■ **AIM**
Within the material below, find each line bearing the word "this" and present it.

Web page code records
--- Start ---

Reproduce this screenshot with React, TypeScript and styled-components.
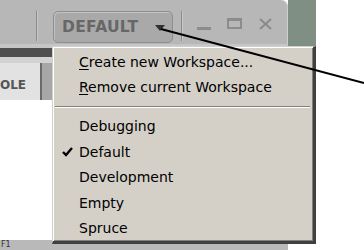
import { FC } from "react";
import styled, { createGlobalStyle } from "styled-components";

const GlobalStyle = createGlobalStyle`
  html, body {
    margin: 0;
    padding: 0;
    background: #ffffff;
    overflow: hidden;
  }
`;

const Stage = styled.div({
  position: "relative",
  width: "364px",
  height: "250px",
  overflow: "hidden",
  display: "grid",
  gridTemplateColumns: "288px 28px 1fr",
  alignItems: "start",
  fontFamily: '"DejaVu Sans", sans-serif',
});

const Window = styled.div({
  display: "flex",
  flexDirection: "column",
  height: "250px",
  background: "#b7b7b7",
  borderTopRightRadius: "7px",
  boxShadow: "inset -1px 0 0 #cfcfcf",
});

const Backdrop = styled.div({
  background: "#7f8f83",
  height: "50px",
});

const Toolbar = styled.div({
  height: "44px",
  display: "flex",
  alignItems: "flex-start",
  paddingTop: "11px",
  boxSizing: "border-box",
});

const Separator = styled.div<{ $left: number }>(({ $left }) => ({
  width: "1px",
  height: "30px",
  marginLeft: `${$left}px`,
  background: "#8a8a8a",
  boxShadow: "1px 0 0 #c8c8c8",
}));

const WorkspaceButton = styled.div({
  marginLeft: "16px",
  width: "120px",
  height: "32px",
  boxSizing: "border-box",
  display: "flex",
  alignItems: "center",
  paddingLeft: "8px",
  border: "1px solid #8e8e8e",
  borderRadius: "5px",
  background: "#a9a9a9",
  boxShadow: "inset 1px 1px 0 #c2c2c2",
  color: "#676767",
  fontWeight: 700,
  fontSize: "15.5px",
  letterSpacing: "0.3px",
});

const Caret = styled.span({
  marginLeft: "17px",
  width: 0,
  height: 0,
  borderLeft: "5px solid transparent",
  borderRight: "5px solid transparent",
  borderTop: "6px solid #303030",
  marginTop: "2px",
});

const WindowControls = styled.div({
  display: "flex",
  alignItems: "center",
  height: "30px",
  marginLeft: "15px",
  gap: "16px",
});

const Minimize = styled.div({
  width: "14px",
  height: "3px",
  background: "#8c8c8c",
  marginTop: "4px",
});

const Maximize = styled.div({
  width: "15px",
  height: "11px",
  boxSizing: "border-box",
  border: "2px solid #8c8c8c",
  borderTopWidth: "3px",
  marginTop: "-5px",
});

const CloseGlyph = styled.svg({
  marginTop: "-5px",
});

const TopGap = styled.div({
  height: "4px",
  background: "#c6c6c6",
});

const DarkBand = styled.div({
  height: "9px",
  background: "#4f4f4f",
});

const TabRow = styled.div({
  height: "43px",
  display: "flex",
  alignItems: "stretch",
  background: "#a7a7a7",
  paddingTop: "6px",
  boxSizing: "border-box",
  boxShadow: "inset 0 6px 0 #d2d2d2",
});

const Tab = styled.div({
  width: "42px",
  background: "#e2e2e2",
  borderRight: "2px solid #6a6a6a",
  display: "flex",
  alignItems: "center",
  color: "#555555",
  fontWeight: 700,
  fontSize: "12px",
  paddingLeft: "0px",
  paddingTop: "6px",
  boxSizing: "border-box",
});

const Content = styled.div({
  flex: 1,
  background: "#ffffff",
});

const StatusBar = styled.div({
  height: "10px",
  background: "#b9b9b9",
  color: "#333333",
  fontSize: "8px",
  lineHeight: "10px",
  paddingLeft: "1px",
});

const Menu = styled.div({
  position: "absolute",
  left: "52px",
  top: "46px",
  width: "264px",
  height: "198px",
  boxSizing: "border-box",
  background: "#d4d0c8",
  borderStyle: "solid",
  borderWidth: "1px 3px 3px 1px",
  borderColor: "#d4d0c8 #404040 #404040 #d4d0c8",
  boxShadow: "inset 1px 1px 0 #ffffff, inset -1px -1px 0 #808080",
  paddingTop: "2px",
  display: "flex",
  flexDirection: "column",
});

const MenuItem = styled.div({
  position: "relative",
  height: "25.5px",
  flexShrink: 0,
  display: "flex",
  alignItems: "center",
  paddingLeft: "26px",
  fontSize: "14px",
  color: "#000000",
  whiteSpace: "nowrap",
  "& u": { textUnderlineOffset: "2px" },
});

const Check = styled.svg({
  position: "absolute",
  left: "9px",
  top: "8px",
});

const MenuSeparator = styled.div({
  height: "13.5px",
  flexShrink: 0,
  display: "flex",
  alignItems: "center",
  padding: "0 3px 0 2px",
  "&::after": {
    content: '""',
    flex: 1,
    height: "1px",
    background: "#808080",
    boxShadow: "0 1px 0 #ffffff",
  },
});

const Pointer = styled.svg({
  position: "absolute",
  left: 0,
  top: 0,
  pointerEvents: "none",
});

const workspaces = ["Debugging", "Default", "Development", "Empty", "Spruce"];

const App: FC = () => {
  return (
    <>
      <GlobalStyle />
      <Stage>
        <Window>
          <Toolbar>
            <Separator $left={36} />
            <WorkspaceButton>
              DEFAULT
              <Caret />
            </WorkspaceButton>
            <Separator $left={8} />
            <WindowControls>
              <Minimize />
              <Maximize />
              <CloseGlyph width="15" height="12" viewBox="0 0 15 12">
                <path
                  d="M2 1 L13 11 M13 1 L2 11"
                  stroke="#8c8c8c"
                  strokeWidth="2.2"
                />
              </CloseGlyph>
            </WindowControls>
          </Toolbar>
          <TopGap />
          <DarkBand />
          <TabRow>
            <Tab>OLE</Tab>
          </TabRow>
          <Content />
          <StatusBar>F1</StatusBar>
        </Window>
        <Backdrop />
        <div />

        <Menu>
          <MenuItem>
            <span>
              <u>C</u>reate new Workspace...
            </span>
          </MenuItem>
          <MenuItem>
            <span>
              <u>R</u>emove current Workspace
            </span>
          </MenuItem>
          <MenuSeparator />
          {workspaces.map((name) => (
            <MenuItem key={name}>
              {name === "Default" && (
                <Check width="11" height="10" viewBox="0 0 11 10">
                  <path
                    d="M1 5 L4 8 L10 1"
                    fill="none"
                    stroke="#000"
                    strokeWidth="2.4"
                  />
                </Check>
              )}
              {name}
            </MenuItem>
          ))}
        </Menu>

        <Pointer width="364" height="250" viewBox="0 0 364 250">
          <line x1="161" y1="29" x2="364" y2="83" stroke="#000" strokeWidth="2" />
        </Pointer>
      </Stage>
    </>
  );
};

export default App;
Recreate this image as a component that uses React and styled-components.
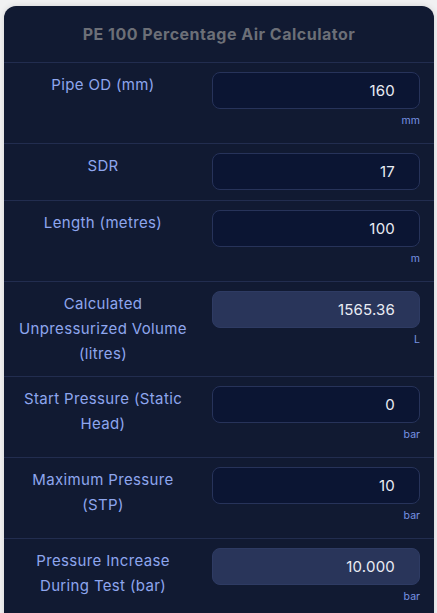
import React from "react";
import styled, { createGlobalStyle } from "styled-components";

const Global = createGlobalStyle`
  html, body { margin: 0; padding: 0; background: #f1f1f2; }
  body { font-family: Inter, "Open Sans", sans-serif; }
  * { box-sizing: border-box; }
`;

const Card = styled.div`
  margin: 6px 0 0 4px;
  width: 430px;
  background: #111a32;
  border-radius: 12px 12px 0 0;
  box-shadow: 0 0 6px rgba(0, 0, 0, 0.12);
  overflow: hidden;
`;

const Header = styled.div`
  height: 57px;
  display: flex;
  align-items: center;
  justify-content: center;
  border-bottom: 1px solid #222d4f;
`;

const Title = styled.h1`
  margin: 0;
  font-size: 16px;
  font-weight: 700;
  color: #6c6f77;
  letter-spacing: 0.5px;
`;

const Row = styled.div`
  display: grid;
  grid-template-columns: 170px 208px;
  column-gap: 24px;
  padding: 9px 14px 10px;
  border-bottom: ${(p) => (p.$last ? "none" : "1px solid #222d4f")};
`;

const Label = styled.div`
  text-align: center;
  font-size: 15px;
  line-height: 25px;
  letter-spacing: 0.35px;
  color: #8ea6ee;
`;

const Field = styled.div`
  display: flex;
  flex-direction: column;
`;

const Input = styled.input`
  width: 100%;
  height: 37px;
  border-radius: 8px;
  border: 1px solid ${(p) => (p.readOnly ? "#2e3b63" : "#27335a")};
  background: ${(p) => (p.readOnly ? "#29355a" : "#0b1533")};
  color: #e9ecf4;
  font-family: inherit;
  font-size: 15px;
  letter-spacing: 0.2px;
  text-align: right;
  padding: 0 24px 0 12px;
  outline: none;
`;

const Unit = styled.div`
  text-align: right;
  font-size: 10.5px;
  line-height: 20px;
  margin: 2px 0 2px;
  color: #7893e3;
`;

const fields = [
  { label: "Pipe OD (mm)", value: "160", unit: "mm" },
  { label: "SDR", value: "17" },
  { label: "Length (metres)", value: "100", unit: "m" },
  { label: "Calculated Unpressurized Volume (litres)", value: "1565.36", unit: "L", ro: true },
  { label: "Start Pressure (Static Head)", value: "0", unit: "bar" },
  { label: "Maximum Pressure (STP)", value: "10", unit: "bar" },
  { label: "Pressure Increase During Test (bar)", value: "10.000", unit: "bar", ro: true },
];

export default function App() {
  return (
    <>
      <Global />
      <Card>
        <Header>
          <Title>PE 100 Percentage Air Calculator</Title>
        </Header>
        {fields.map((f, i) => (
          <Row key={f.label} $last={i === fields.length - 1}>
            <Label>{f.label}</Label>
            <Field>
              <Input defaultValue={f.value} readOnly={!!f.ro} />
              {f.unit && <Unit>{f.unit}</Unit>}
            </Field>
          </Row>
        ))}
      </Card>
    </>
  );
}
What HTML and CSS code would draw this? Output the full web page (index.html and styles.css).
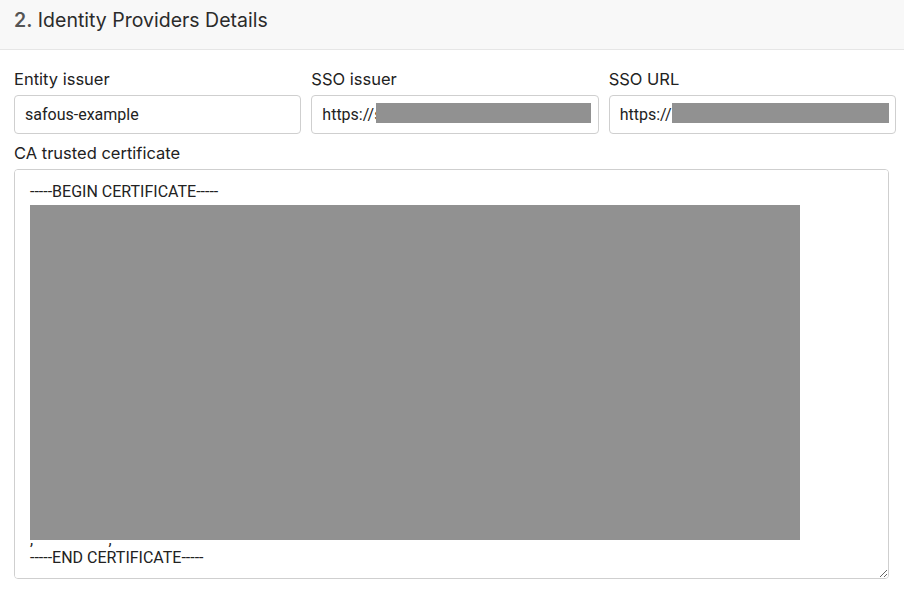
FILE: index.html
```html
<!DOCTYPE html>
<html lang="en">
<head>
    <meta charset="UTF-8">
    <meta name="viewport" content="width=device-width, initial-scale=1.0">
    <title>Identity Providers Details</title>
    <link rel="stylesheet" href="styles.css">
</head>
<body>
    <div class="section-head">
        <h2><span class="step">2.</span> Identity Providers Details</h2>
    </div>

    <div class="section-body">
        <div class="row">
            <div class="field">
                <label for="entityIssuer">Entity issuer</label>
                <input type="text" id="entityIssuer" value="safous-example">
            </div>
            <div class="field">
                <label for="ssoIssuer">SSO issuer</label>
                <div class="masked">
                    <input type="text" id="ssoIssuer" value="https://s">
                    <span class="redact redact-issuer"></span>
                </div>
            </div>
            <div class="field">
                <label for="ssoUrl">SSO URL</label>
                <div class="masked">
                    <input type="text" id="ssoUrl" value="https://">
                    <span class="redact redact-url"></span>
                </div>
            </div>
        </div>

        <div class="field">
            <label for="caCert">CA trusted certificate</label>
            <div class="masked cert-wrap">
                <textarea id="caCert" rows="21" spellcheck="false">-----BEGIN CERTIFICATE-----








.









,                   ,
-----END CERTIFICATE-----</textarea>
                <span class="redact redact-cert"></span>
            </div>
        </div>
    </div>
</body>
</html>
```

FILE: styles.css
```css
body {
    margin: 0;
    font-family: Inter, "Open Sans", sans-serif;
    color: #222;
    background-color: #fff;
}
.section-head {
    background-color: #f8f8f8;
    border-bottom: 1px solid #e6e6e6;
    padding: 8px 14px 0;
    height: 41px;
}
.section-head h2 {
    margin: 0;
    font-size: 19.5px;
    font-weight: 400;
    color: #2b2b2b;
}
.step {
    color: #555;
    font-weight: 600;
}
.section-body {
    padding: 19px 8px 0 14px;
}
.row {
    display: grid;
    grid-template-columns: repeat(3, 1fr);
    column-gap: 10px;
}
.field {
    display: flex;
    flex-direction: column;
}
label {
    font-size: 16.5px;
    margin-bottom: 6px;
    color: #222;
}
input, textarea {
    font-family: Roboto, sans-serif;
    font-size: 16px;
    color: #222;
    border: 1px solid #cfcfcf;
    border-radius: 4px;
    outline: none;
    box-sizing: border-box;
}
input {
    width: 100%;
    height: 39px;
    padding: 0 10px;
    margin-bottom: 9px;
}
.masked {
    position: relative;
}
.redact {
    position: absolute;
    background-color: #919191;
}
.redact-issuer {
    left: 65px;
    top: 8px;
    width: 215px;
    height: 20px;
}
.redact-url {
    left: 63px;
    top: 8px;
    width: 217px;
    height: 20px;
}
.cert-wrap {
    width: 875px;
}
textarea {
    display: block;
    width: 875px;
    height: 410px;
    padding: 13px 15px 12px;
    line-height: 18.3px;
    resize: vertical;
}
.redact-cert {
    left: 16px;
    top: 36px;
    width: 770px;
    height: 335px;
}
```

--- End ---

■ **EXERCISE RESULT**
Reproduce this screenshot with React, TypeScript and styled-components.
Recreate this image as a component that uses React and styled-components.
What HTML and CSS code would draw this? Output the full web page (index.html and styles.css).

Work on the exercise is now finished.